1. If the density of anthracite is 1100 kg/m³ , how much space would be required to store this amount of coal?

(2 marks)

 

Question 4 (12 marks)

1. Figure 1 shows UK primary energy and delivered energy consumption for the year 2009 (Figure 3.10 in Energy Book 1).

Figure 1 2009 primary energy and delivered energy                     

Using your own words, define the terms primary energy and delivered energy.

(2 marks)

1. In 2009 over 30% of UK primary energy consumption was ‘lost in conversion and delivery’. Give two main areas within the UK energy system where these losses occurred.

(4 marks)

1. The top bar of Figure 1 shows a large amount of primary energy is supplied from coal. Explain why only a small amount of ‘solid fuel’ appears in the second (delivered energy) bar.

(2 marks)

1. Assuming that transport uses only liquid fuel, roughly how much of the energy delivered as liquid fuel was used for purposes other than transport? You may also wish to look at Table 3.4 in Energy Book 1, page 93. Give your answer to the nearest 100 PJ.

(2 marks)

1. Assuming all the delivered energy used for machinery is used by industry, how much energy was used by industry for purposes other than machinery? Give your answer to the nearest 100 PJ.

(2 marks)

Question 5 (15 marks)

1. Chapter 1 of Energy Book 1 describes three outlooks for future world energy use: ‘growthist’, ‘peakist’ and ‘environmentalist’. Peakists and environmentalists both believe that fossil fuel use will decline significantly by 2050 but for different reasons. Briefly explain in your own words the key differences between these two outlooks.

(6 marks)

1. List three atmospheric pollutants in the flue gases of a coal­fired power station, other than carbon dioxide.

(3 marks)

1. For each of the three pollutants, briefly describe a clean­up technology as used in coal­fired power stations.

(6 marks)

Question 6 (13 marks)

Figure 1 below is a McKelvey diagram showing the relationship between reserves, conditional resources and hypothetical resources.

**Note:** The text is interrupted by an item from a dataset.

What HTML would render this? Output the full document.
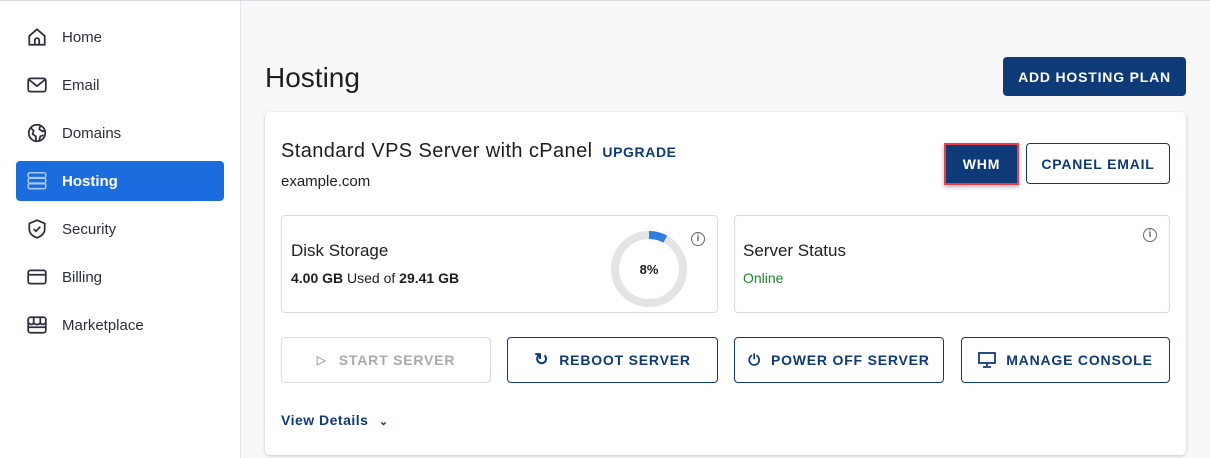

Figure 2 McKelvey diagram (repeat of Energy Book 1

Figure 5.17 (a)).

1. Define each of the three terms reserves, conditional  resourcesand hypothetical resources in your own words.

(3 marks)

1. A coalfield was suspected to exist on the edge of a currently exploited mine but had not been confirmed. Exploration confirmed both that it existed and that it would be economic and feasible to extract the coal. To which of the three categories in the diagram would the coal have initially been assigned, and to which would have it been moved after the exploration?

(4 marks)

1. In April 2016, the US coal mining company, Peabody Energy, filed for bankruptcy saying that low world coal prices made much of its quoted coal reserves uneconomic to mine. To which of the three categories above should their coal reserves now be assigned?

(2 marks)

1. UK coal reserves are now only a small fraction of what they were in 1900. Most of the remaining coal has not been extracted and there has been over a century of development of new mining technology. Why have the UK coal reserves fallen so dramatically, and what category in the diagram is the remaining coal now in?

 

(4 marks)

Question 7 (15 marks)

1. A heat engine is working between an input temperature T1 and an outlet temperature T2. State Carnot’s formula for its maximum possible efficiency. What temperature scale must be used and how does this relate to the Celsius scale?

(4 marks)

1. A new concentrating solar power (CSP) plant was completed in 2013 at Ivanpah in Arizona. It has three power towers and is similar in design to the Spanish plants shown in Figure 14.20 of Energy Book 1. It can produce steam at a temperature of 550 °C. It uses air cooling and a final condenser outlet temperature of 60 °C can be assumed. It has a design efficiency of 28.7%. Show that this is about a half of the theoretical Carnot efficiency for these temperatures.

(4 marks)

1. The full Ivanpah site covers 16 square kilometres of land. On average, over a year, the solar radiation falling on the site is 2000 kWh per square metre. In 2015 the solar power plant produced 650 GWh of electricity. Express this as a percentage of the total incident solar radiation falling on the site.

(3 marks)

1. In 2009, what was the average per capita electricity consumption for the USA? How does this compare to the equivalent figure for the UK? Calculate the number of ‘average’ residents in each country whose electricity consumption equals the output of the Ivanpah plant.

(4 marks)

Learning outcomes

This TMA assesses the following learning outcomes.

Knowledge and understanding

 

The forms of energy and the various definitions of ‘sustainable’ energy, and the relevance of sustainability to the design and implementation of energy systems.

The principal sources of primary energy in use today, their development over the past century, and the general patterns of world, regional and national energy consumption.

The basic principles underlying the design and use of energy supply systems, and the basic principles underlying the efficient use of energy.

The pollutants produced through the combustion of fossil fuels, their environmental impacts and the amelioration of these (for coal).

Cognitive skills

Critically evaluate differing explanations and arguments for the relative resource depletion impacts of different energy technologies (for coal).

Key skills

Use appropriate scientific and mathematical techniques applied to energy related issues or contexts.

Analyse information about energy and its use, from a variety of sources and using ICT tools.

Clearly articulate ideas, proposals and arguments relating to energy, in a variety of ways for differing contexts and audiences.